Short problem :: Below is a listing to transcribe in full and exactly; keep the pictures out.

Stored data ::
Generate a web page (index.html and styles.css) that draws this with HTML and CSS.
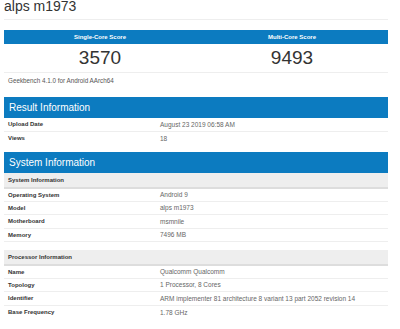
FILE: index.html
```html
<!DOCTYPE html>
<html lang="en">
<head>
    <meta charset="UTF-8">
    <meta name="viewport" content="width=device-width, initial-scale=1.0">
    <title>alps m1973 - Geekbench Browser</title>
    <link rel="stylesheet" href="styles.css">
</head>
<body>
    <div class="page">
        <div class="page-header">
            <h1>alps m1973</h1>
        </div>

        <table class="scores">
            <thead>
                <tr>
                    <th>Single-Core Score</th>
                    <th>Multi-Core Score</th>
                </tr>
            </thead>
            <tbody>
                <tr>
                    <td>3570</td>
                    <td>9493</td>
                </tr>
            </tbody>
        </table>
        <p class="version">Geekbench 4.1.0 for Android AArch64</p>

        <table class="info">
            <thead>
                <tr><th colspan="2" class="section">Result Information</th></tr>
            </thead>
            <tbody>
                <tr><td class="name">Upload Date</td><td class="value">August 23 2019 06:58 AM</td></tr>
                <tr><td class="name">Views</td><td class="value">18</td></tr>
            </tbody>
        </table>

        <table class="info">
            <thead>
                <tr><th colspan="2" class="section">System Information</th></tr>
            </thead>
            <tbody>
                <tr><th colspan="2" class="group">System Information</th></tr>
                <tr><td class="name">Operating System</td><td class="value">Android 9</td></tr>
                <tr><td class="name">Model</td><td class="value">alps m1973</td></tr>
                <tr><td class="name">Motherboard</td><td class="value">msmnile</td></tr>
                <tr><td class="name">Memory</td><td class="value">7496 MB</td></tr>
                <tr class="spacer"><td colspan="2"></td></tr>
                <tr><th colspan="2" class="group">Processor Information</th></tr>
                <tr><td class="name">Name</td><td class="value">Qualcomm Qualcomm</td></tr>
                <tr><td class="name">Topology</td><td class="value">1 Processor, 8 Cores</td></tr>
                <tr><td class="name">Identifier</td><td class="value">ARM implementer 81 architecture 8 variant 13 part 2052 revision 14</td></tr>
                <tr><td class="name">Base Frequency</td><td class="value">1.78 GHz</td></tr>
            </tbody>
        </table>
    </div>
</body>
</html>
```

FILE: styles.css
```css
* {
    margin: 0;
    padding: 0;
    box-sizing: border-box;
}

body {
    background-color: #fff;
    font-family: "Liberation Sans", Arial, Helvetica, sans-serif;
    color: #333;
    overflow: hidden;
}

.page {
    width: 384px;
    margin-left: 4px;
}

.page-header {
    margin-top: -2px;
    height: 22px;
    border-bottom: 1px solid #eee;
}

.page-header h1 {
    font-size: 14px;
    font-weight: normal;
    line-height: 16px;
    color: #333;
}

table {
    width: 100%;
    border-collapse: collapse;
}

.scores {
    margin-top: 10px;
}

.scores th {
    width: 50%;
    height: 14px;
    background-color: #0c7bc0;
    color: #fff;
    font-size: 6px;
    font-weight: bold;
    text-align: center;
}

.scores td {
    height: 28px;
    font-size: 19px;
    text-align: center;
    color: #333;
    border-bottom: 1px solid #eee;
    padding-top: 1px;
}

.version {
    font-size: 6.3px;
    color: #555;
    padding: 4px 0 0 4px;
    line-height: 7px;
}

.info {
    margin-top: 13px;
}

.info + .info {
    margin-top: 7px;
}

.section {
    height: 21px;
    background-color: #0c7bc0;
    color: #fff;
    font-size: 10px;
    font-weight: normal;
    text-align: left;
    padding-left: 5px;
}

.info tbody tr + tr td {
    border-top: 1px solid #eee;
}

.info td {
    height: 13.5px;
    font-size: 6px;
    vertical-align: middle;
}

.info .name {
    width: 156px;
    padding-left: 4px;
    font-weight: bold;
    color: #333;
}

.info .value {
    font-size: 6.5px;
    color: #666;
}

.group {
    height: 15px;
    background-color: #eee;
    border-bottom: 2px solid #ddd;
    font-size: 6px;
    font-weight: bold;
    text-align: left;
    padding-left: 4px;
    color: #333;
}

.info tbody tr.spacer td {
    height: 8px;
    border-top: 1px solid #eee;
}

.info tbody tr.spacer + tr td,
.info tbody .group + td {
    border-top: none;
}
```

Answer to the exercise ::
Generate a web page (index.html and styles.css) that draws this with HTML and CSS.
FILE: index.html
```html
<!DOCTYPE html>
<html lang="en">
<head>
    <meta charset="UTF-8">
    <meta name="viewport" content="width=device-width, initial-scale=1.0">
    <title>alps m1973 - Geekbench Browser</title>
    <link rel="stylesheet" href="styles.css">
</head>
<body>
    <div class="page">
        <div class="page-header">
            <h1>alps m1973</h1>
        </div>

        <table class="scores">
            <thead>
                <tr>
                    <th>Single-Core Score</th>
                    <th>Multi-Core Score</th>
                </tr>
            </thead>
            <tbody>
                <tr>
                    <td>3570</td>
                    <td>9493</td>
                </tr>
            </tbody>
        </table>
        <p class="version">Geekbench 4.1.0 for Android AArch64</p>

        <table class="info">
            <thead>
                <tr><th colspan="2" class="section">Result Information</th></tr>
            </thead>
            <tbody>
                <tr><td class="name">Upload Date</td><td class="value">August 23 2019 06:58 AM</td></tr>
                <tr><td class="name">Views</td><td class="value">18</td></tr>
            </tbody>
        </table>

        <table class="info">
            <thead>
                <tr><th colspan="2" class="section">System Information</th></tr>
            </thead>
            <tbody>
                <tr><th colspan="2" class="group">System Information</th></tr>
                <tr><td class="name">Operating System</td><td class="value">Android 9</td></tr>
                <tr><td class="name">Model</td><td class="value">alps m1973</td></tr>
                <tr><td class="name">Motherboard</td><td class="value">msmnile</td></tr>
                <tr><td class="name">Memory</td><td class="value">7496 MB</td></tr>
                <tr class="spacer"><td colspan="2"></td></tr>
                <tr><th colspan="2" class="group">Processor Information</th></tr>
                <tr><td class="name">Name</td><td class="value">Qualcomm Qualcomm</td></tr>
                <tr><td class="name">Topology</td><td class="value">1 Processor, 8 Cores</td></tr>
                <tr><td class="name">Identifier</td><td class="value">ARM implementer 81 architecture 8 variant 13 part 2052 revision 14</td></tr>
                <tr><td class="name">Base Frequency</td><td class="value">1.78 GHz</td></tr>
            </tbody>
        </table>
    </div>
</body>
</html>
```

FILE: styles.css
```css
* {
    margin: 0;
    padding: 0;
    box-sizing: border-box;
}

body {
    background-color: #fff;
    font-family: "Liberation Sans", Arial, Helvetica, sans-serif;
    color: #333;
    overflow: hidden;
}

.page {
    width: 384px;
    margin-left: 4px;
}

.page-header {
    margin-top: -2px;
    height: 22px;
    border-bottom: 1px solid #eee;
}

.page-header h1 {
    font-size: 14px;
    font-weight: normal;
    line-height: 16px;
    color: #333;
}

table {
    width: 100%;
    border-collapse: collapse;
}

.scores {
    margin-top: 10px;
}

.scores th {
    width: 50%;
    height: 14px;
    background-color: #0c7bc0;
    color: #fff;
    font-size: 6px;
    font-weight: bold;
    text-align: center;
}

.scores td {
    height: 28px;
    font-size: 19px;
    text-align: center;
    color: #333;
    border-bottom: 1px solid #eee;
    padding-top: 1px;
}

.version {
    font-size: 6.3px;
    color: #555;
    padding: 4px 0 0 4px;
    line-height: 7px;
}

.info {
    margin-top: 13px;
}

.info + .info {
    margin-top: 7px;
}

.section {
    height: 21px;
    background-color: #0c7bc0;
    color: #fff;
    font-size: 10px;
    font-weight: normal;
    text-align: left;
    padding-left: 5px;
}

.info tbody tr + tr td {
    border-top: 1px solid #eee;
}

.info td {
    height: 13.5px;
    font-size: 6px;
    vertical-align: middle;
}

.info .name {
    width: 156px;
    padding-left: 4px;
    font-weight: bold;
    color: #333;
}

.info .value {
    font-size: 6.5px;
    color: #666;
}

.group {
    height: 15px;
    background-color: #eee;
    border-bottom: 2px solid #ddd;
    font-size: 6px;
    font-weight: bold;
    text-align: left;
    padding-left: 4px;
    color: #333;
}

.info tbody tr.spacer td {
    height: 8px;
    border-top: 1px solid #eee;
}

.info tbody tr.spacer + tr td,
.info tbody .group + td {
    border-top: none;
}
```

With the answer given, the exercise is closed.